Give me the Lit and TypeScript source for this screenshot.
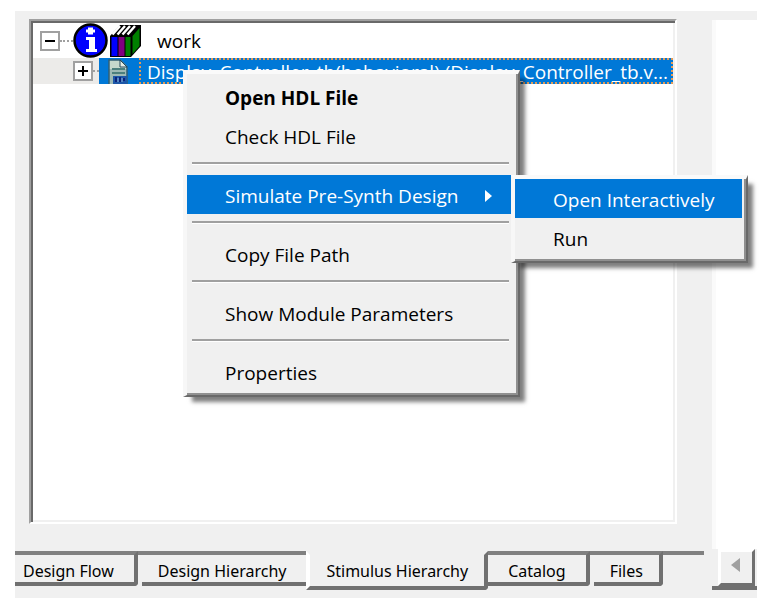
import { LitElement, html, css, svg, nothing } from "lit";
import { customElement, property, state } from "lit/decorators.js";

interface MenuEntry {
  label: string;
  bold?: boolean;
  submenu?: MenuEntry[];
}

const MENU: (MenuEntry | null)[] = [
  { label: "Open HDL File", bold: true },
  { label: "Check HDL File" },
  null,
  {
    label: "Simulate Pre-Synth Design",
    submenu: [{ label: "Open Interactively" }, { label: "Run" }],
  },
  null,
  { label: "Copy File Path" },
  null,
  { label: "Show Module Parameters" },
  null,
  { label: "Properties" },
];

const TABS = ["Design Flow", "Design Hierarchy", "Stimulus Hierarchy", "Catalog", "Files"];

const infoIcon = html`<svg width="35" height="35" viewBox="0 0 35 35" aria-hidden="true">
  <circle cx="17.5" cy="17.5" r="16" fill="#0000fe" stroke="#000" stroke-width="2.5" />
  <path fill="#fff" d="M15 4.500h5v2h2v3h-2v2h-5v-2h-2v-3h2zM13 14h9v12h2v3h-11v-3h3v-9h-3z" />
</svg>`;

const booksIcon = html`<svg width="31" height="35" viewBox="0 0 31 35" aria-hidden="true">
  <path d="M0 13L10 2h21v21L21 34H0z" fill="#000" />
  <path d="M1.500 14h6v19h-6z" fill="#0000fe" />
  <path d="M8.500 14h6v19h-6z" fill="#800080" />
  <path d="M15.500 14h5v19h-5z" fill="#008000" />
  <path d="M22.500 13L29.500 5v18l-7 8z" fill="#008000" />
  <path d="M2.500 11.500L10 3M7.500 11.500L15 3M12.500 11.500L20 3M17.500 11.500L25 3" stroke="#fff" stroke-width="2.500" />
</svg>`;

const fileIcon = html`<svg width="22" height="26" viewBox="0 0 22 26" aria-hidden="true">
  <path d="M1 2h12l6 6v18H1z" fill="#9db9b5" />
  <path d="M1 2h12v6h6v3H1z" fill="#c6d8cc" />
  <path d="M1 26V2h11l7 7v17" fill="none" stroke="#315f75" stroke-width="1.500" />
  <path d="M12 2v7h7z" fill="#e6eee5" stroke="#24495c" />
  <path d="M4 11h13M4 15h13" stroke="#4c7f7d" stroke-width="2" />
  <path d="M5 18h14v8H5z" fill="#1d57a8" />
  <path d="M8 19v5M12 19v5M16 20v3" stroke="#0b237c" stroke-width="2" />
  <path d="M10 20v4M14 20v4" stroke="#8fb6dc" />
</svg>`;

@customElement("tree-toggle")
export class TreeToggle extends LitElement {
  @property({ type: Boolean }) open = false;

  static styles = css`
    :host {
      display: block;
      flex: none;
    }
    .box {
      display: block;
      box-sizing: border-box;
      width: 20px;
      height: 20px;
      padding: 0;
      border: 2px solid #a0a0a0;
      background: #fff;
    }
    .glyph {
      display: block;
    }
  `;

  render() {
    return html`<button class="box" aria-label=${this.open ? "Collapse" : "Expand"}>
      <svg class="glyph" width="16" height="16" viewBox="0 0 16 16" aria-hidden="true">
        <path d="M3 8h10" stroke="#000" stroke-width="2" />
        ${this.open ? nothing : svg`<path d="M8 3v10" stroke="#000" stroke-width="2" />`}
      </svg>
    </button>`;
  }
}

@customElement("context-menu")
export class ContextMenu extends LitElement {
  static styles = css`
    :host {
      display: block;
    }
    .menu {
      box-sizing: border-box;
      width: 337px;
      padding: 3px 7px 4px 0;
      background: #f0f0f0;
      border: solid;
      border-width: 4px 2px 2px 4px;
      border-color: #fafafa #696969 #696969 #f7f7f7;
      box-shadow:
        inset -2px -2px #909090,
        7px 7px 4px -2px rgba(0, 0, 0, 0.5);
    }
    .item {
      display: flex;
      align-items: center;
      justify-content: space-between;
      box-sizing: border-box;
      width: 100%;
      height: 39px;
      padding: 2px 19px 0 38px;
      border: 0;
      background: none;
      color: #000;
      font: 19px/24px "Open Sans", "Noto Sans", sans-serif;
      text-align: left;
      white-space: nowrap;
    }
    .bold {
      font-weight: 700;
    }
    .chosen {
      background: #0078d7;
      color: #fff;
    }
    .separator {
      box-sizing: border-box;
      height: 3px;
      margin: 7px 2px 10px 5px;
      border: 0;
      border-top: 2px solid #a0a0a0;
      border-bottom: 1px solid #fff;
    }
    .holder {
      position: relative;
    }
    .submenu {
      position: absolute;
      left: 100%;
      top: 0;
      width: 237px;
      padding: 0 4px 4px 0;
    }
  `;

  private entry(e: MenuEntry, chosen: boolean) {
    return html`<button
      role="menuitem"
      class="item ${e.bold ? "bold" : ""} ${chosen ? "chosen" : ""}"
      aria-haspopup=${e.submenu ? "menu" : nothing}
    >
      <span>${e.label}</span>
      ${e.submenu
        ? html`<svg width="7" height="12" viewBox="0 0 7 12" aria-hidden="true">
            <path d="M0 0L7 6L0 12z" fill="#fff" />
          </svg>`
        : nothing}
    </button>`;
  }

  render() {
    return html`<div class="menu" role="menu">
      ${MENU.map((e) => {
        if (!e) return html`<hr class="separator" />`;
        if (!e.submenu) return this.entry(e, false);
        return html`<div class="holder">
          ${this.entry(e, true)}
          <div class="menu submenu" role="menu">
            ${e.submenu.map((s, i) => this.entry(s, i === 0))}
          </div>
        </div>`;
      })}
    </div>`;
  }
}

@customElement("app-root")
export class AppRoot extends LitElement {
  @state() private tab = "Stimulus Hierarchy";

  static styles = css`
    :host {
      display: flex;
      box-sizing: border-box;
      min-height: 100vh;
      padding: 11px 27px 12px 15px;
      background: #fff;
      color: #000;
      font: 19px/24px "Open Sans", "Noto Sans", sans-serif;
    }
    .pane {
      flex: 1;
      min-width: 0;
      display: flex;
      flex-direction: column;
      background: #f0f0f0;
    }
    .tree {
      flex: 1;
      margin: 8px 35px 27px 14px;
      padding: 2px 0 0 2px;
      border: 2px solid;
      border-color: #a0a0a0 #fff #fff #a0a0a0;
      background: #fff;
      box-shadow:
        inset 2px 2px #696969,
        inset -2px -2px #f0f0f0;
    }
    .row {
      display: flex;
      align-items: center;
      position: relative;
      height: 26px;
      padding-left: 40px;
      background: linear-gradient(#ecebe9, #ecebe9) no-repeat 0 0 / 66px 100%;
    }
    .root {
      height: 35px;
      padding-left: 7px;
      background: none;
    }
    .stem {
      align-self: center;
      width: 6px;
      border-top: 2px dotted #a0a0a0;
    }
    .root .stem {
      width: 13px;
    }
    .books {
      display: flex;
      margin: 0 16px 0 2px;
    }
    .info {
      display: flex;
    }
    .selected {
      flex: 1;
      min-width: 0;
      display: flex;
      height: 26px;
      margin-right: 2px;
      padding-left: 9px;
      gap: 9px;
      background: #0078d7;
      color: #fff;
    }
    .label {
      flex: 1;
      min-width: 0;
      box-sizing: border-box;
      height: 26px;
      padding-left: 6px;
      border: 2px dotted #e39a55;
      overflow: hidden;
      white-space: nowrap;
    }
    .popup {
      position: absolute;
      left: 150px;
      top: 12px;
      z-index: 1;
    }
    .tabs {
      display: flex;
      height: 47px;
      margin-right: 8px;
    }
    .tab {
      box-sizing: border-box;
      height: 35px;
      margin: 0;
      padding: 4px 16px 0;
      border: solid #707070;
      border-width: 4px 4px 4px 0;
      border-top-color: #808080;
      border-radius: 0 0 4px 0;
      background: #f0f0f0;
      color: #000;
      font: 16px/24px "Noto Sans", "Open Sans", sans-serif;
      white-space: nowrap;
    }
    .tab:first-child {
      padding-left: 8px;
      padding-right: 20px;
    }
    .current {
      height: 39px;
      padding: 0 16px;
      border-top-color: #f0f0f0;
      border-left: 4px solid #fff;
    }
    .current + .tab {
      padding-left: 20px;
      padding-right: 20px;
    }
    .before {
      border-right: 0;
      border-radius: 0;
      padding-right: 20px;
    }
    .rule {
      flex: 1;
      height: 4px;
      background: #808080;
    }
    .gap {
      width: 4px;
      height: 4px;
      background: #808080;
    }
    .side {
      flex: none;
      display: flex;
      flex-direction: column;
      width: 45px;
      background: #f0f0f0;
    }
    .canvas {
      flex: 1;
      margin-top: 9px;
      border-left: 4px solid #fafafa;
      background: #fff;
    }
    .scroll {
      display: flex;
      padding: 0 2px 0 6px;
      border-bottom: 4px solid #707070;
      margin-bottom: 8px;
    }
    .arrow {
      display: flex;
      align-items: center;
      justify-content: center;
      box-sizing: border-box;
      width: 37px;
      height: 37px;
      padding: 0 3px 6px 0;
      border: 3px solid;
      border-color: #fff #707070 #707070 #fff;
      background: #f0f0f0;
    }
  `;

  render() {
    const at = TABS.indexOf(this.tab);
    return html`
      <section class="pane">
        <div class="tree" role="tree">
          <div class="row root" role="treeitem" aria-expanded="true">
            <tree-toggle open></tree-toggle>
            <span class="stem"></span>
            <span class="info">${infoIcon}</span>
            <span class="books">${booksIcon}</span>
            <span>work</span>
          </div>
          <div class="row" role="treeitem" aria-selected="true">
            <tree-toggle></tree-toggle>
            <span class="stem"></span>
            <div class="selected">
              ${fileIcon}
              <span class="label">Display_Controller_tb(behavioral) (Display_Controller_tb.v...</span>
            </div>
            <context-menu class="popup"></context-menu>
          </div>
        </div>
        <div class="tabs" role="tablist">
          ${TABS.map(
            (t, i) => html`<button
                role="tab"
                aria-selected=${i === at}
                class="tab ${i === at ? "current" : ""} ${i === at - 1 ? "before" : ""}"
                @click=${() => (this.tab = t)}
              >
                ${t}</button
              >${i === at || i === at - 1 ? nothing : html`<span class="gap"></span>`}`
          )}
          <span class="rule"></span>
        </div>
      </section>
      <aside class="side">
        <div class="canvas"></div>
        <div class="scroll">
          <button class="arrow" aria-label="Scroll left">
            <svg width="9" height="14" viewBox="0 0 9 14" aria-hidden="true">
              <path d="M9 0L0 7L9 14z" fill="#a0a0a0" />
            </svg>
          </button>
        </div>
      </aside>
    `;
  }
}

--- DIRECTIVE ---
Skip every picture and return the lines above from the top through the one that contains "customElement, property, state".

--- EXERCISE RESULT ---
Give me the Lit and TypeScript source for this screenshot.
import { LitElement, html, css, svg, nothing } from "lit";
import { customElement, property, state } from "lit/decorators.js";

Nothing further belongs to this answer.